Are we therefore non-political? No. On the contrary, as trade unions we assume a larger role in the political field than do the trade unions in Italy, or Germany or Great Britain. Why? Because they have the party structure to do their work, while we have to do our own political work. We have to talk about endorsing candidates, we have to raise funds for them. We can't rely on a party to do that. It's an enormous advantage to the trade unions in Europe to have a political movement that will be their voice in the halls of parliaments. We are greatly disadvantaged here without that. But that disadvantage reflects our own history. I think we're in the process of overcoming it now. We have to say to the Democratic Party, "Do you want our support? Earn it. We're sick and tired of chopping wood and carrying water for you, and then you want to 'distance' yourselves from these unions with their 'selfish' agenda. You either stand as loyal allies or don't accept any financial support from the trade unions. And if you want to give us a carbon copy of Ronald Reagan's program you can keep it."

We have to talk that blunt to the Democratic Party.

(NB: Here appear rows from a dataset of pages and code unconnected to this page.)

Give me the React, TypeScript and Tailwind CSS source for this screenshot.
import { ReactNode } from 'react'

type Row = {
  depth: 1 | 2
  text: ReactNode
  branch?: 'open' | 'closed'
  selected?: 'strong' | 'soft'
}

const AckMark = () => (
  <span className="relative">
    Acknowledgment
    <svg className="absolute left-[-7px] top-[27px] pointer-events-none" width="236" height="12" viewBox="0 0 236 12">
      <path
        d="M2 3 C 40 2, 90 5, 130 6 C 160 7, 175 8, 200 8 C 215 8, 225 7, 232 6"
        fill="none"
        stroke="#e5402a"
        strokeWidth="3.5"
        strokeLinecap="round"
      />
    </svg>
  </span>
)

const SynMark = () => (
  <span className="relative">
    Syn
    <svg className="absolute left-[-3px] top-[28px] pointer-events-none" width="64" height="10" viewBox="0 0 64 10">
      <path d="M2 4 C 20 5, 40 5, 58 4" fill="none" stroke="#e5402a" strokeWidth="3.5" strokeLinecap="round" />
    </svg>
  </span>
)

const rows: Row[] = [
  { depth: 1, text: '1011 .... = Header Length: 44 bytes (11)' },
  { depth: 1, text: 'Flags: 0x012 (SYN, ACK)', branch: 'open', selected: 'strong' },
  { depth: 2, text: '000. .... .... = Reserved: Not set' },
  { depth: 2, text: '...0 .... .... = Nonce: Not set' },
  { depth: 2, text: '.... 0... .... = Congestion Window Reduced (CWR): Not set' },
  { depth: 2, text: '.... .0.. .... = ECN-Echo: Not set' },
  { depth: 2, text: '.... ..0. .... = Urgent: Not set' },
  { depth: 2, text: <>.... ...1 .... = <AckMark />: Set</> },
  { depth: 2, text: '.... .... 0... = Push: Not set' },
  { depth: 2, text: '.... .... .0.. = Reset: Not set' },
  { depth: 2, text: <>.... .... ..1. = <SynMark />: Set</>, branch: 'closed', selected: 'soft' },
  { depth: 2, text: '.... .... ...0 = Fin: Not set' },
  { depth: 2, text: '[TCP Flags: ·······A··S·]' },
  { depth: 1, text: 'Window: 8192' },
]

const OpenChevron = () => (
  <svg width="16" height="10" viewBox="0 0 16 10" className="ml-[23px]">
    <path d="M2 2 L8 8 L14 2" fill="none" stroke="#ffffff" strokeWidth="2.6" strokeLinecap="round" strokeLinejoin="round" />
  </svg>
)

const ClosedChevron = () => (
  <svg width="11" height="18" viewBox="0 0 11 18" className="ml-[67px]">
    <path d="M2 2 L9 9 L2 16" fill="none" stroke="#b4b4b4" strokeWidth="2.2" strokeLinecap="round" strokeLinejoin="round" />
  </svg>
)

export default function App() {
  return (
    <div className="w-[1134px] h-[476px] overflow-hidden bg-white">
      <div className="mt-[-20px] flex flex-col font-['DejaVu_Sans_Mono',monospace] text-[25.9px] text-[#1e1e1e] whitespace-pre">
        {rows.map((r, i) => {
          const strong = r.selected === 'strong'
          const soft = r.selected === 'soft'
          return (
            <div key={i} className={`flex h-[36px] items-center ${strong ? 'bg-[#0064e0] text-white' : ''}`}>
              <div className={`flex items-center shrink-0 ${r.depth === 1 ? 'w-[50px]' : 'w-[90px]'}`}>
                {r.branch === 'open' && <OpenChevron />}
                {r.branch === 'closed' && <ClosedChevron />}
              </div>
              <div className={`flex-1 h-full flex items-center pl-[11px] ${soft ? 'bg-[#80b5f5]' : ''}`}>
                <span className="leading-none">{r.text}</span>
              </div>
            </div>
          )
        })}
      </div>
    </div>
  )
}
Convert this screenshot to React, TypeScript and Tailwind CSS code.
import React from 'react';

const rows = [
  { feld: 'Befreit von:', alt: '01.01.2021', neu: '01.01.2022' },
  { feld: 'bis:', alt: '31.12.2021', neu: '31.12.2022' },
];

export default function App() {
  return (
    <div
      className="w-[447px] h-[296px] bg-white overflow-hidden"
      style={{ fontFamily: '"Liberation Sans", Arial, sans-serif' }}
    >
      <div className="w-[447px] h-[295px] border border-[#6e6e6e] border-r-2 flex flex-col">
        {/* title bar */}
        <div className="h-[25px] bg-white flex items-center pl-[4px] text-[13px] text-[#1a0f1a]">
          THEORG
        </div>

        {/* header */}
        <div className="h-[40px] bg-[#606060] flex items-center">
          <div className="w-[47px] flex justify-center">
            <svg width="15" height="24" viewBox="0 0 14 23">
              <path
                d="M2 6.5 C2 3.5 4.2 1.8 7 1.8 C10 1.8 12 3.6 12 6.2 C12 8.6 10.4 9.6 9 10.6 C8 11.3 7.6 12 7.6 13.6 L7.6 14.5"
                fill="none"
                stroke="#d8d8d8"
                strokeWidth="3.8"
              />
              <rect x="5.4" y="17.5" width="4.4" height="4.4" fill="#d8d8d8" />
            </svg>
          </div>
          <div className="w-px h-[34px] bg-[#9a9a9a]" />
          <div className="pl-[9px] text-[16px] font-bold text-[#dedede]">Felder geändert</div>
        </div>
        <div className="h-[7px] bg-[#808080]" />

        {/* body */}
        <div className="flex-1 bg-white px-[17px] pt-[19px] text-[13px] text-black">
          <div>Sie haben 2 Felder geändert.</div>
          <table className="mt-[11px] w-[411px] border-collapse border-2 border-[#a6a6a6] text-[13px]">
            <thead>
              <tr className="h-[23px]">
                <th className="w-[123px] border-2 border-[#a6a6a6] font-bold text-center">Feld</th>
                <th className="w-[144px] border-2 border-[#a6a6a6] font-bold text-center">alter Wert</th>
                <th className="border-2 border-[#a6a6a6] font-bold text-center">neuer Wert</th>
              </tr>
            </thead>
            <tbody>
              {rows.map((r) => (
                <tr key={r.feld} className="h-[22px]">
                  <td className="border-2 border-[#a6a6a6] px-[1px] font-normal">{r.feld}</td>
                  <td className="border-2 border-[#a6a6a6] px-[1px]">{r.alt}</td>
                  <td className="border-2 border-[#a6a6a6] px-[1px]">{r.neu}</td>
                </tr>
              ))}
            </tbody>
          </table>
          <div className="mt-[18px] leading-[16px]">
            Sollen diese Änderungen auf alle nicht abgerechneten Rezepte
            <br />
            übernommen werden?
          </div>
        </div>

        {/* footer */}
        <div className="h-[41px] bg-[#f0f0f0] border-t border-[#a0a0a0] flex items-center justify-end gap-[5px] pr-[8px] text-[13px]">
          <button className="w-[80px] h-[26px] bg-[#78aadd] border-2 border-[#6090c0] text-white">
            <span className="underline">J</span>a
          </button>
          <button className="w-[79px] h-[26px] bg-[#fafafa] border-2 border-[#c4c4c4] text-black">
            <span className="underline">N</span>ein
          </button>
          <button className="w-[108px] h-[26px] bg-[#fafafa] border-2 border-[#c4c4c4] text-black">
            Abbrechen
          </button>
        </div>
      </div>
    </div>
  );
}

Now that may hasten the demise of the party, but if it's going to continue down the road it's going today, it deserves to be absorbed by Reagan. And we'll fill the vacuum with a decent party.

The multinationals in the United States have used the issue of foreign competition as a club, to squeeze out of American workers concessions which they have fought long and hard in the past to win.
We have to take a real hard look at what is happening to the basic smokestack industries. Private industry in the United States is pulling stakes and shifting basic production to Third World countries, robbing the U.S. of its real industrial base. One has to be absolutely without their senses to think that we cam maintain our present standard of living, let alone build on it, by converting into a service economy.